Attempts at a peace process had been derailed  by Afghanistan's vehement oppostion to the Taliban having opened an office in Qatar bearing the board of the Islamic Republic of Afghanistan, which the Afghans claimed undermined the governmentin Kabul.

A former Taliban diplomat, Habibullah Fauzi, now a member of Karzai's High Peace Council, told news agency AFP that some individuals on the peace council had met Taliban on an individual basis, though he did not give details as to the identities or timing of the meeting.

He added he had also heard reports of meetings in Saudi Arabia between High Peace Council members and Taliban who were visiting the country for Islamic pilgrimages of Umrah and Hajj.

"The Afghan government certainly is in contact with certain leaders and certain figures among the Taliban," Afghan foreign ministry spokesman Janan Musazai said Sunday at a news conference in Kabul.

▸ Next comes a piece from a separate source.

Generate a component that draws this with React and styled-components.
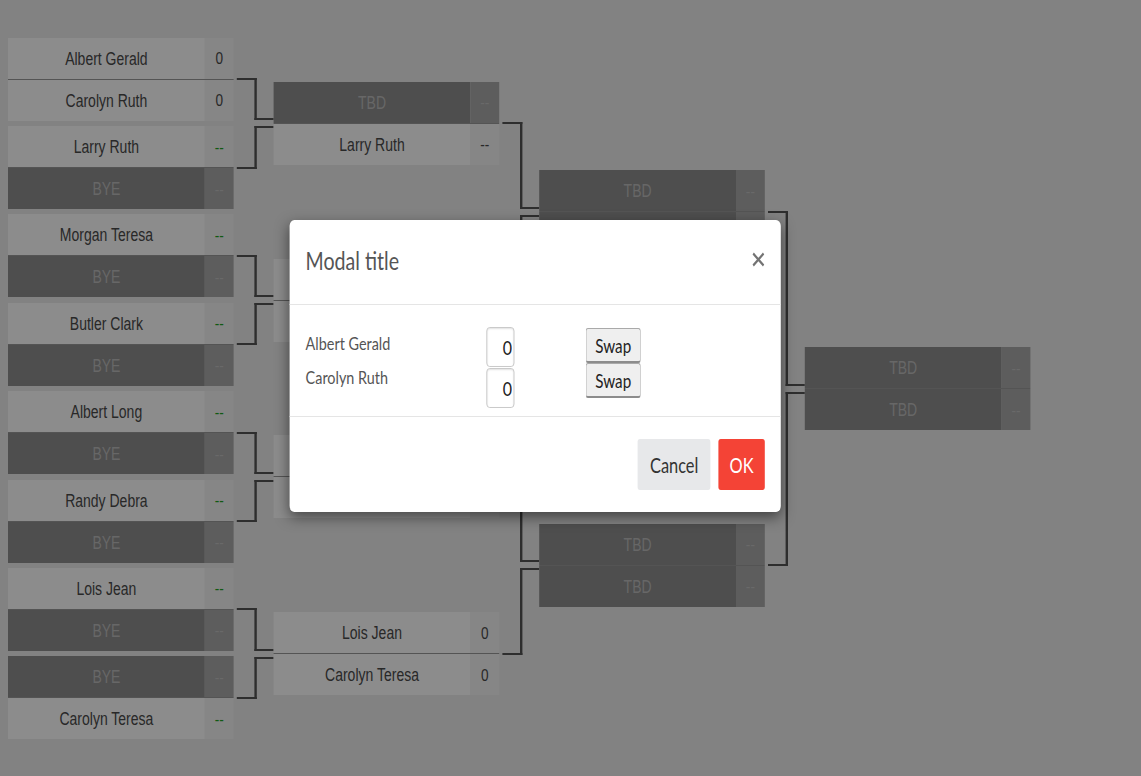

Meanwhile, according to Pakistan's The Nation newspaper, nothing could bring greater relief to the troubled region, particularly Pakistan and Afghanistan that were constantly suffering terrorist attacks than the return of peaceful conditions.

It added, what could work wonders for the region was the leaders of Pakistan and Afghanistan reaching out to each other in forging a more effective counter-terrorism strategy.

Meanwhile, president Barack Obama, at a loss over the best way to make an honourable exit from Afghanistan and also at same time, leave behind a stable governance structure, had been trying to impress on both Hamid Karzai and Nawaz Sharif the need to reach an understanding to make that possible.

He plans to hold a joint meeting with the Afghan president and Pakistan prime minister when they visited the US to attend the UN General Assembly meeting next month.

Karzai would also visit Islamabad later this month in response to an invitation from Nawaz with the aim making some headway in sorting out the differences that had kept Pak-Afghan relations strained and that defied numerous attempts at resolution.